> **AIM**
Search the data below for the word "this" and copy each line that holds it.

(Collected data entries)
● ● ● ● ● ● ●

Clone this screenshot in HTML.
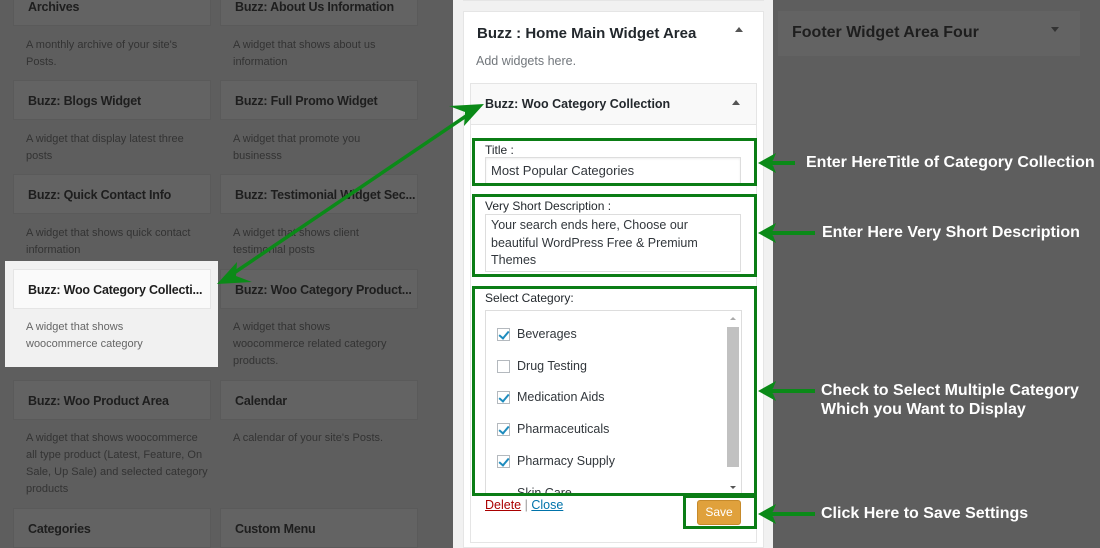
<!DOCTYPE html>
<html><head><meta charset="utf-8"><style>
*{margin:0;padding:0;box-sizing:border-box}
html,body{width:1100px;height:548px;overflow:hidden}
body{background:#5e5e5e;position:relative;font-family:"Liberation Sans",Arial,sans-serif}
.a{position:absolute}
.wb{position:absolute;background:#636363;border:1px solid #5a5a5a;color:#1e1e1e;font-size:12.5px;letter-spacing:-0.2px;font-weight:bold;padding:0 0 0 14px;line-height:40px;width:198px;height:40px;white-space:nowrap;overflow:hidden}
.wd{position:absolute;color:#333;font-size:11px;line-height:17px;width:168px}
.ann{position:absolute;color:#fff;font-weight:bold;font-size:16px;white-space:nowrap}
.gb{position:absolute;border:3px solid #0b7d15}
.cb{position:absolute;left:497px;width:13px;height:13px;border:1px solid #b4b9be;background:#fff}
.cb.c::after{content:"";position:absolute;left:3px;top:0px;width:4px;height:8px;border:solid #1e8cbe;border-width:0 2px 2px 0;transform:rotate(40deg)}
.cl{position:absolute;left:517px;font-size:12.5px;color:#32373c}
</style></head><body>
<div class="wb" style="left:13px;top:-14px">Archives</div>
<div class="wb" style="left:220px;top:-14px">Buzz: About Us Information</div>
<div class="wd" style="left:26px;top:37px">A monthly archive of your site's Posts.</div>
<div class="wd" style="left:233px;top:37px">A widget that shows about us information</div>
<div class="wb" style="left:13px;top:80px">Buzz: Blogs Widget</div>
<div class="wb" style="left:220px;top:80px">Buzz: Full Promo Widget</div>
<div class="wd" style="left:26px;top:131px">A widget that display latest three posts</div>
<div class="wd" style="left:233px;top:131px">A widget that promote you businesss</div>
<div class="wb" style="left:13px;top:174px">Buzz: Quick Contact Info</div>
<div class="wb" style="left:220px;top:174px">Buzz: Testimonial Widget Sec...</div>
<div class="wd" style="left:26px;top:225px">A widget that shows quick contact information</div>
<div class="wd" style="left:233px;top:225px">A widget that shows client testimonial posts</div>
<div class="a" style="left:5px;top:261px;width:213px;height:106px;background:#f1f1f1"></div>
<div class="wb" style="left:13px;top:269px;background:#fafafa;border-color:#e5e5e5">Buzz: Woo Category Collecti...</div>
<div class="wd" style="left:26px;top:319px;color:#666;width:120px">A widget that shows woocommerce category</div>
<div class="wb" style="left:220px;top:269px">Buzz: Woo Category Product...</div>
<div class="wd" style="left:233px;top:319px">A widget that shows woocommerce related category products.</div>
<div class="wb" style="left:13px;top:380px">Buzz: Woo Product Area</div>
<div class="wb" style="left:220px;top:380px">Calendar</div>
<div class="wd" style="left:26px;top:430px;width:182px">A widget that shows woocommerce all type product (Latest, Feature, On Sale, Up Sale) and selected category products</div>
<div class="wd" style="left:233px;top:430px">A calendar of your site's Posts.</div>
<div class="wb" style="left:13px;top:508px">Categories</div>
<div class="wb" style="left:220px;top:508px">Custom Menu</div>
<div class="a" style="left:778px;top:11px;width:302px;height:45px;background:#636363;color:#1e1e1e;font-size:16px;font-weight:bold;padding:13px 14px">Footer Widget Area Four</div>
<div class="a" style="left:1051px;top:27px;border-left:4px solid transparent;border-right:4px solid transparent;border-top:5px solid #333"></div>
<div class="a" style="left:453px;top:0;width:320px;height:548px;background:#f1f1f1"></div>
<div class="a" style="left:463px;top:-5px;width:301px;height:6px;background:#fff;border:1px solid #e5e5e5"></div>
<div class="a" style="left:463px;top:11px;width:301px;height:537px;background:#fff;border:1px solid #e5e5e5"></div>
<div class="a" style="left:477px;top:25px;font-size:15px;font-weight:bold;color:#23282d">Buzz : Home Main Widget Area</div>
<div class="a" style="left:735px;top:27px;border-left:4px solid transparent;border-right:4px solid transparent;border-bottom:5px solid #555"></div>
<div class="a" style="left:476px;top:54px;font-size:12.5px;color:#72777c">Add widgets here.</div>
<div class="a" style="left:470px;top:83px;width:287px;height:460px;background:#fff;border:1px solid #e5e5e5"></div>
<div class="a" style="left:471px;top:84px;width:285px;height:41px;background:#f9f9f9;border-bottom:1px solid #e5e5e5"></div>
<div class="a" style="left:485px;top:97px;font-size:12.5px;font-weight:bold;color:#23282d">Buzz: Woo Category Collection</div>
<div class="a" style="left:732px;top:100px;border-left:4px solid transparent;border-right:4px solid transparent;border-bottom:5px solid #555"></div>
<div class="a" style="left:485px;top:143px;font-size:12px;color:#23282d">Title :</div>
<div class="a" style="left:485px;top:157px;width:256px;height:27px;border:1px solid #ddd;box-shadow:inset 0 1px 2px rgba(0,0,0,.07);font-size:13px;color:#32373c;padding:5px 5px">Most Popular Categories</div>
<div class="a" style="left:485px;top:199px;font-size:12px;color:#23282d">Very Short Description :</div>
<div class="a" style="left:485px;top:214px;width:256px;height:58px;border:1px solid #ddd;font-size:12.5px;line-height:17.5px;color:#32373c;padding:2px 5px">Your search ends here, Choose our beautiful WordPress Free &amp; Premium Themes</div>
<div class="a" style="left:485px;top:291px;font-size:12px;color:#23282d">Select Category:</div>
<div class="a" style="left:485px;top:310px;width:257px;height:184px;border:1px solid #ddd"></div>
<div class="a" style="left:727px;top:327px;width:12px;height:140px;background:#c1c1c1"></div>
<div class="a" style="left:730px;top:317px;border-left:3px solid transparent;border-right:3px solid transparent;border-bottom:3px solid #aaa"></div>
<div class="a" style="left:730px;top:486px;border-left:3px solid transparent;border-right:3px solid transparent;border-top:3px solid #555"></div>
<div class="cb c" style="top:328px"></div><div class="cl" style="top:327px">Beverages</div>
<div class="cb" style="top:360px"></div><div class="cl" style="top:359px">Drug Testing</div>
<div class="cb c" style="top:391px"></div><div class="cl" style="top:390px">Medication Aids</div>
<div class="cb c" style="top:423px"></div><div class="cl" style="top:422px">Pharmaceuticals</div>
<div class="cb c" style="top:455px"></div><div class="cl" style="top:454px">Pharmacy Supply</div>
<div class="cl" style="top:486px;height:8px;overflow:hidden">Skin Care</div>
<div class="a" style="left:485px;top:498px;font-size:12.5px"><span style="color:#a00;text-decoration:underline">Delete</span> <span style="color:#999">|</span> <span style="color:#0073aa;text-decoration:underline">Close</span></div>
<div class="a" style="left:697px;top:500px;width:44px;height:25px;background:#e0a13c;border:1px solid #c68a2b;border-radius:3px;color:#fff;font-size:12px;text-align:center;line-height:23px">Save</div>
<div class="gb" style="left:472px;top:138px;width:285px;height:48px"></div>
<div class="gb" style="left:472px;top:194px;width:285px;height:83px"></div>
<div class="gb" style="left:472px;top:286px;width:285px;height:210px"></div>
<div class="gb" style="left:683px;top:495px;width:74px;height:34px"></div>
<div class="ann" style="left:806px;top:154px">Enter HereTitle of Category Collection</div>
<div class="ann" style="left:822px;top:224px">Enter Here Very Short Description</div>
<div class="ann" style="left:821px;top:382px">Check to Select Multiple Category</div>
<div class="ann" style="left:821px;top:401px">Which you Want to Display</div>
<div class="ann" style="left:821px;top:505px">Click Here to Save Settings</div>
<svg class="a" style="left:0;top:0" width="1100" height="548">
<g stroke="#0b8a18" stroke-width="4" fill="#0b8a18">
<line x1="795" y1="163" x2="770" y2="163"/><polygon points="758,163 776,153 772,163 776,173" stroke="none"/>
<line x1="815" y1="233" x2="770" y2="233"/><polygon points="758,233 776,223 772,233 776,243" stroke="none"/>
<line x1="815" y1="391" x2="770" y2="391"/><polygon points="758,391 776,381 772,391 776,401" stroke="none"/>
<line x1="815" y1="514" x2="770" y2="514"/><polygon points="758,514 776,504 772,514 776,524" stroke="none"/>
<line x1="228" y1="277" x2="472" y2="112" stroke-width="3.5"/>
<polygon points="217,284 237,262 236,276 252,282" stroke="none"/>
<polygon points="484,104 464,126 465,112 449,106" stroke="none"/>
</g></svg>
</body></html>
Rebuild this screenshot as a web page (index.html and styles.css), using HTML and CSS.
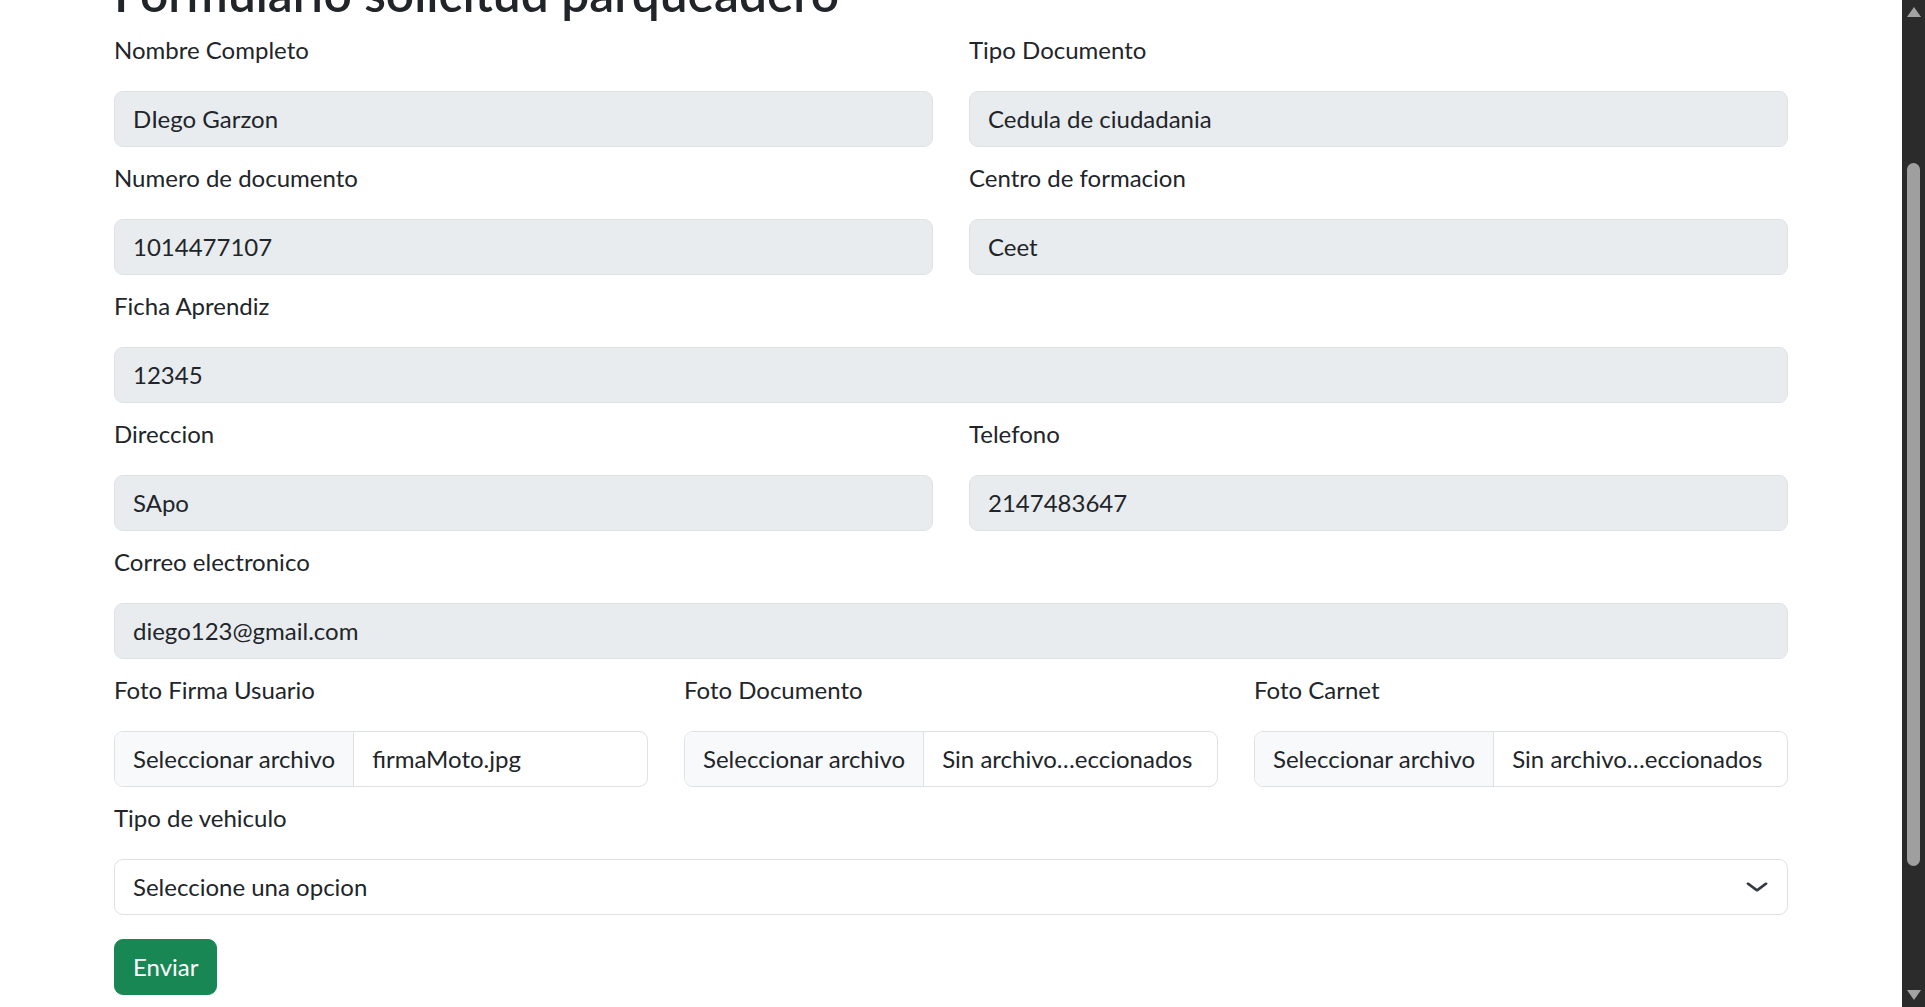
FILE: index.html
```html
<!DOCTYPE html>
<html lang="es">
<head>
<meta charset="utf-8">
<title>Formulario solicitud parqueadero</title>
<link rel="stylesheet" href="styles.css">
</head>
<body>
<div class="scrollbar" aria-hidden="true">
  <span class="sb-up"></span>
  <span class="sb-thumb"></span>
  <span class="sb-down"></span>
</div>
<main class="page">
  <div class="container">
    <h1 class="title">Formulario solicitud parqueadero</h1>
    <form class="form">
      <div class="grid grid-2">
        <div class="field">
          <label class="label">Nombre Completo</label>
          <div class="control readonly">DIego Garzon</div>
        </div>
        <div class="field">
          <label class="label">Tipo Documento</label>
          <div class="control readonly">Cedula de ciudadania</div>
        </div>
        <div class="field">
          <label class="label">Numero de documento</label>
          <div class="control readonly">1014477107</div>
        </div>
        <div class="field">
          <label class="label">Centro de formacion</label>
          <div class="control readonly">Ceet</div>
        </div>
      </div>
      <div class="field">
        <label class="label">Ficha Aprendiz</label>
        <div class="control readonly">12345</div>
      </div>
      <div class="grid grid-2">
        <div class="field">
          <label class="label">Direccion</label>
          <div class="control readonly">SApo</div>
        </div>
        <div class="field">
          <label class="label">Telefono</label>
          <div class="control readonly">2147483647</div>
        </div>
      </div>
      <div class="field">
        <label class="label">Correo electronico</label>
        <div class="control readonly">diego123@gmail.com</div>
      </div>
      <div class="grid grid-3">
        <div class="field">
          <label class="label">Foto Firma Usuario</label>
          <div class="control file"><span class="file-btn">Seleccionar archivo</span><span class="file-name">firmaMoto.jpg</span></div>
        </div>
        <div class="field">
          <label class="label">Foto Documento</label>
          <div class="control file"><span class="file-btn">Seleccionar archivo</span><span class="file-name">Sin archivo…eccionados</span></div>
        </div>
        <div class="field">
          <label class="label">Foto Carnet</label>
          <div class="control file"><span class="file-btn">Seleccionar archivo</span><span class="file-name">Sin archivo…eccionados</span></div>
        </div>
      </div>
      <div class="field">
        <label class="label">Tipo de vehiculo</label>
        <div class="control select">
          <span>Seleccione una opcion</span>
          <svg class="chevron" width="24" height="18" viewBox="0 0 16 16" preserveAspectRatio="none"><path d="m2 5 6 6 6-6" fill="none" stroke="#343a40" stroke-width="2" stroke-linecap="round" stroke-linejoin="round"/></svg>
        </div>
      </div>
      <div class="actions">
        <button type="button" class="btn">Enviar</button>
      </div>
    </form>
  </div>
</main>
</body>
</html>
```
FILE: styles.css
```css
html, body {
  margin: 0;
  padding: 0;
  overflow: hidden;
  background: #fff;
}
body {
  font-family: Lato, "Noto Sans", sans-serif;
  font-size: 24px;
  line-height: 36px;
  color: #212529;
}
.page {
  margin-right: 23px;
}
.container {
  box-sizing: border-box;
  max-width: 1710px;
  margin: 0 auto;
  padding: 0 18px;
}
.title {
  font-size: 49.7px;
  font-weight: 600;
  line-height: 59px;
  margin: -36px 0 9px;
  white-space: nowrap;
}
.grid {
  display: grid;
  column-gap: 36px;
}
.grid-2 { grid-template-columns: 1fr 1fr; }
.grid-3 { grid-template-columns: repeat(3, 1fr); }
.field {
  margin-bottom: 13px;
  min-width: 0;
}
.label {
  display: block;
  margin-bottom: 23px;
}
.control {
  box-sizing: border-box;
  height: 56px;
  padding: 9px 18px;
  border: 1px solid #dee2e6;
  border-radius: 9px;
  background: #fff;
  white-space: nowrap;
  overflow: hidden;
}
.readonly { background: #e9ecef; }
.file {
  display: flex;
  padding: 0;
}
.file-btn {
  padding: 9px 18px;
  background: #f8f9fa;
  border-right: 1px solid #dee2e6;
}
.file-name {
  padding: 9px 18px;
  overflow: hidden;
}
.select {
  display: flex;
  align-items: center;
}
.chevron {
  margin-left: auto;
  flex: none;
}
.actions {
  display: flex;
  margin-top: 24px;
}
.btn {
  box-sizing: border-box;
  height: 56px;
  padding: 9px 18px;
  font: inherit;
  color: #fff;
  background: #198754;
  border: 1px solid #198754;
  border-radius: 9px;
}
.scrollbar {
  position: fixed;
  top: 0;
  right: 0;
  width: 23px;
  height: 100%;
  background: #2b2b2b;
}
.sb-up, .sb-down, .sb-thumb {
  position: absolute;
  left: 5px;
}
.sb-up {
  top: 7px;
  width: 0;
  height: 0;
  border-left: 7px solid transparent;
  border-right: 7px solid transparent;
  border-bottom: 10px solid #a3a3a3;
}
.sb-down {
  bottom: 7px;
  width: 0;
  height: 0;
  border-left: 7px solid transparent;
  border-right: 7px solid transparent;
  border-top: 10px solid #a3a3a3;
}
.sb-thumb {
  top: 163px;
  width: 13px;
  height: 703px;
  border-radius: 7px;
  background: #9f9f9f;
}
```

● ● ● ● ● ● ●

> **RESPONSE**
Clone this screenshot in HTML.
Rebuild this screenshot as a web page (index.html and styles.css), using HTML and CSS.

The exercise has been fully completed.